What was I thinking, fighting riptides with serious sin—and the consequent threat of hell—on my soul? I once heard it said that if Christians really believed that Christ was in the tabernacle, they would never leave the church. Similarly, if I really believed my eternal fate was in jeopardy, why wasn’t I curled up on a priest’s doorstep, begging him to hear my confession?
I don’t really have an answer, except to say that growing up with God and the devil, heaven and hell, Jesus and Mary, sin and salvation, and all the rest of it had made them familiar to me, perhaps too familiar. It was easy to overlook their significance, easy to ignore the urgency and import of their existence. At nineteen, death and what cane after felt very far away. That last riptide, combined with my lost scapular, brought them a little bit nearer.
Now you may not wear a scapular, or even know what one is.
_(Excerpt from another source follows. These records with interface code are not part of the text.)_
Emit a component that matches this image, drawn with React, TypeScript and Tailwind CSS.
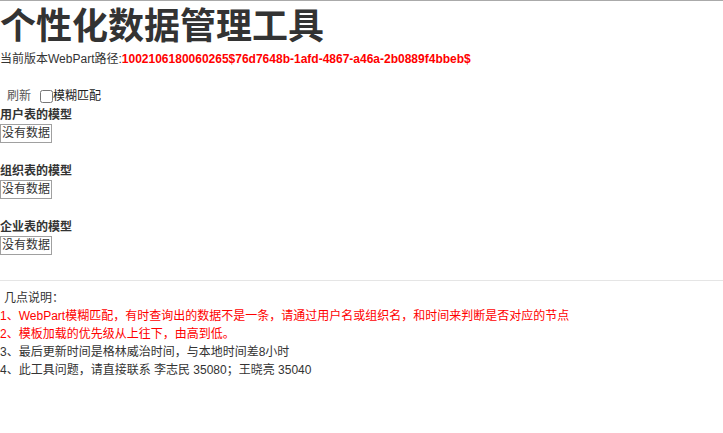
import React from 'react';

const font = { fontFamily: '"Liberation Sans", "Noto Sans CJK SC", sans-serif' };

const models = ['用户表的模型', '组织表的模型', '企业表的模型'];

const notes = [
  { text: '1、WebPart模糊匹配，有时查询出的数据不是一条，请通过用户名或组织名，和时间来判断是否对应的节点', red: true },
  { text: '2、模板加载的优先级从上往下，由高到低。', red: true },
  { text: '3、最后更新时间是格林威治时间，与本地时间差8小时', red: false },
  { text: '4、此工具问题，请直接联系 李志民 35080；王晓亮 35040', red: false },
];

export default function App() {
  return (
    <div className="min-h-[433px] bg-white border-t border-[#aaaaaa] text-[12px] text-[#333333]" style={font}>
      <h1 className="text-[36px] font-bold leading-[40px] mt-[6px]">个性化数据管理工具</h1>
      <div className="leading-[18px] mt-[3px]">
        当前版本WebPart路径:<span className="text-[#ff0000] font-bold">1002106180060265$76d7648b-1afd-4867-a46a-2b0889f4bbeb$</span>
      </div>

      {/* toolbar */}
      <div className="flex items-center mt-[19px] h-[18px]">
        <span className="ml-[7px] text-[#555555]">刷新</span>
        <input type="checkbox" className="ml-[9px] w-[13px] h-[13px] m-0" />
        <span className="text-[#222222]">模糊匹配</span>
      </div>

      {models.map((name) => (
        <div key={name} className="h-[56px] pt-[1px]">
          <div className="font-bold leading-[18px]">{name}</div>
          <button className="border border-[#a0a0a0] bg-white px-[1px] leading-[17px] text-[12px] text-[#333333]">
            没有数据
          </button>
        </div>
      ))}

      <div className="border-t border-[#e5e5e5] mt-[7px] pt-[8px]">
        <div className="ml-[4px] leading-[18px]">几点说明：</div>
        {notes.map((n) => (
          <div key={n.text} className={n.red ? 'leading-[18px] text-[#ff0000]' : 'leading-[18px]'}>
            {n.text}
          </div>
        ))}
      </div>
    </div>
  );
}
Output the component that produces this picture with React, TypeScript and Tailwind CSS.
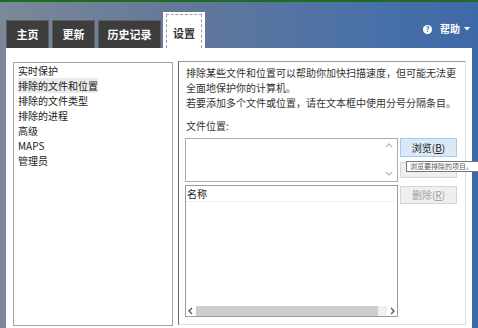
import React from "react";

const Chevron = ({ dir, color = "#bdbdbd" }: { dir: "up" | "down" | "left" | "right"; color?: string }) => {
  const paths: Record<string, string> = {
    up: "M1 5 L4 2 L7 5",
    down: "M1 2 L4 5 L7 2",
    left: "M5 1 L2 4 L5 7",
    right: "M3 1 L6 4 L3 7",
  };
  return (
    <svg width="8" height="8" viewBox="0 0 8 8">
      <path d={paths[dir]} fill="none" stroke={color} strokeWidth="1.3" />
    </svg>
  );
};

export default function App() {
  const items = ["实时保护", "排除的文件和位置", "排除的文件类型", "排除的进程", "高级", "MAPS", "管理员"];
  return (
    <div className="w-[478px] h-[328px] overflow-hidden flex flex-col bg-[linear-gradient(to_right,#7b8898,#62779a_40%,#4a71a8_75%,#3e69a8)] font-['Noto_Sans_CJK_SC',sans-serif]">
      <div className="h-[2px] bg-[#1f6b22] shrink-0" />
      <div className="h-[46px] shrink-0 flex items-end pl-[6px] pr-[8px]">
        <div className="w-[43px] h-[28px] mr-[3px] bg-[#3d3d3d] border border-b-0 border-[#5e5e5e] flex items-center justify-center text-white text-[11px] font-bold leading-none">主页</div>
        <div className="w-[43px] h-[28px] mr-[3px] bg-[#3d3d3d] border border-b-0 border-[#5e5e5e] flex items-center justify-center text-white text-[11px] font-bold leading-none">更新</div>
        <div className="w-[63px] h-[28px] mr-[2px] bg-[#3d3d3d] border border-b-0 border-[#5e5e5e] flex items-center justify-center text-white text-[11px] font-bold leading-none">历史记录</div>
        <div className="w-[42px] h-[36px] bg-white px-[3px] pt-[2px] flex">
          <div className="flex-1 border border-dashed border-b-0 border-[#9a9a9a] flex items-center justify-center text-[#333] text-[11px] font-bold leading-none pt-[4px]">设置</div>
        </div>
        <div className="ml-auto self-start mt-[21px] flex items-center h-[12px]">
          <div className="w-[9px] h-[9px] rounded-full bg-white flex items-center justify-center text-[#3b4f6e] text-[7px] font-bold leading-none">?</div>
          <span className="ml-[8px] text-white text-[10px] font-bold leading-none">帮助</span>
          <svg className="ml-[4px]" width="6" height="4" viewBox="0 0 6 4"><path d="M0 0 L6 0 L3 3.5 Z" fill="#ffffff" /></svg>
        </div>
      </div>
      <div className="flex-1 ml-[6px] w-[466px] bg-white flex items-start pt-[13px] pl-[7px]">
        <div className="w-[160px] h-[264px] mt-[1px] border border-[#a5a5a5] pl-[4px] flex flex-col items-start">
          {items.map((t, i) => (
            <span key={t} className={`text-[10px] leading-[15px] text-[#222] ${i === 1 ? "bg-[#ebebeb]" : ""}`}>{t}</span>
          ))}
        </div>
        <div className="ml-[5px] w-[288px] h-[264px] border-l border-l-[#6a6a6a] border-t border-t-[#9a9a9a] border-r border-r-[#dedede] border-b border-b-[#dedede] pl-[6px] pt-[3px] flex flex-col">
          <div className="pl-[1px] text-[10px] leading-[15px] text-[#333] whitespace-nowrap">
            <div>排除某些文件和位置可以帮助你加快扫描速度，但可能无法更</div>
            <div>全面地保护你的计算机。</div>
            <div>若要添加多个文件或位置，请在文本框中使用分号分隔条目。</div>
            <div className="mt-[8px]">文件位置:</div>
          </div>
          <div className="mt-[5px] flex gap-[2px]">
            <div className="w-[213px] h-[44px] border border-[#acacac] bg-white flex justify-end">
              <div className="w-[10px] flex flex-col items-center justify-between py-[3px] mr-[3px]">
                <Chevron dir="up" />
                <Chevron dir="down" />
              </div>
            </div>
            <div className="w-[57px] relative">
              <div className="h-[19px] bg-[#dae8f7] border border-[#a8c8ec] flex items-center justify-center text-[10px] leading-none text-[#222]">
                浏览(<span className="underline">B</span>)
              </div>
              <div className="mt-[5px] h-[16px] bg-[#efefef] border border-[#d8d8d8]" />
              <div className="absolute left-[6px] top-[23px] w-[76px] h-[11px] bg-white border border-[#767676] pl-[3px] text-[7px] leading-[9px] text-[#555] whitespace-nowrap">浏览要排除的项目。</div>
            </div>
          </div>
          <div className="mt-[3px] flex gap-[2px]">
            <div className="w-[213px] h-[132px] border border-[#9c9c9c] bg-white flex flex-col">
              <div className="h-[16px] border-b border-[#f0f0f0] pl-[1px] text-[10px] leading-[15px] text-[#222]">名称</div>
              <div className="flex-1" />
              <div className="h-[10px] flex items-stretch">
                <div className="w-[10px] flex items-center justify-center"><Chevron dir="left" color="#555" /></div>
                <div className="w-[182px] bg-[#cdcdcd]" />
                <div className="flex-1 bg-[#f0f0f0]" />
                <div className="w-[10px] flex items-center justify-center"><Chevron dir="right" color="#555" /></div>
              </div>
            </div>
            <div className="w-[57px]">
              <div className="mt-[1px] h-[18px] bg-[#efefef] border border-[#d5d5d5] flex items-center justify-center text-[10px] leading-none text-[#a0a0a0]">
                删除(<span className="underline">R</span>)
              </div>
            </div>
          </div>
        </div>
      </div>
    </div>
  );
}
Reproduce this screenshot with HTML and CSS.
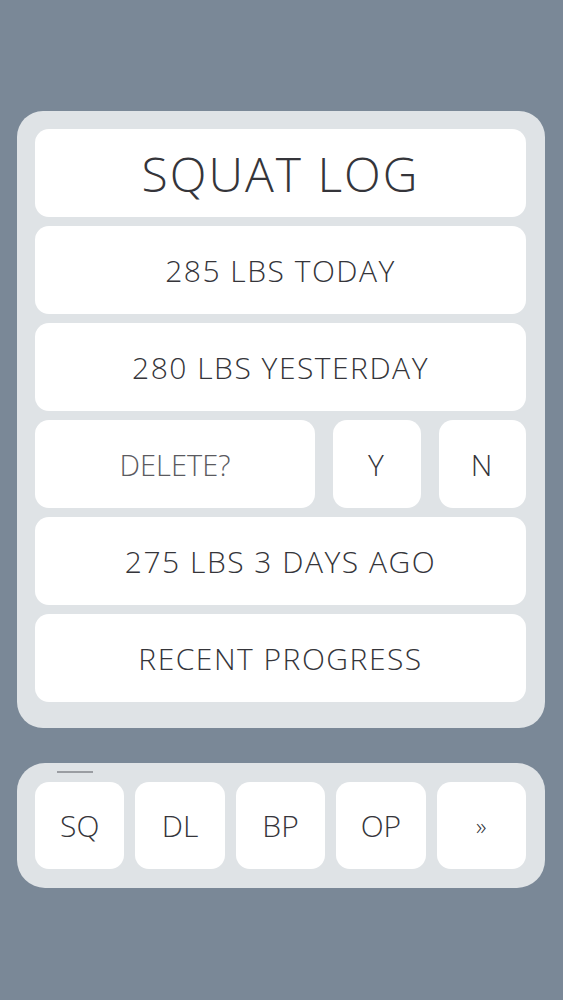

But that, I think, is really beside the point. The point is that Matthew’s reflection is just the kind of thing Saint Ignatius encourages. We don’t need a scapular, a riptide, or even severe turbulence (that always works for me!) to prompt us to contemplate our mortality. We might just ask the question: If death were near, what haven’t I accomplished in my life in and relationship with Christ that I would like to have accomplished by the time of my death, and how can I be better ready to meet my Savior in the next life? None of us are finished products.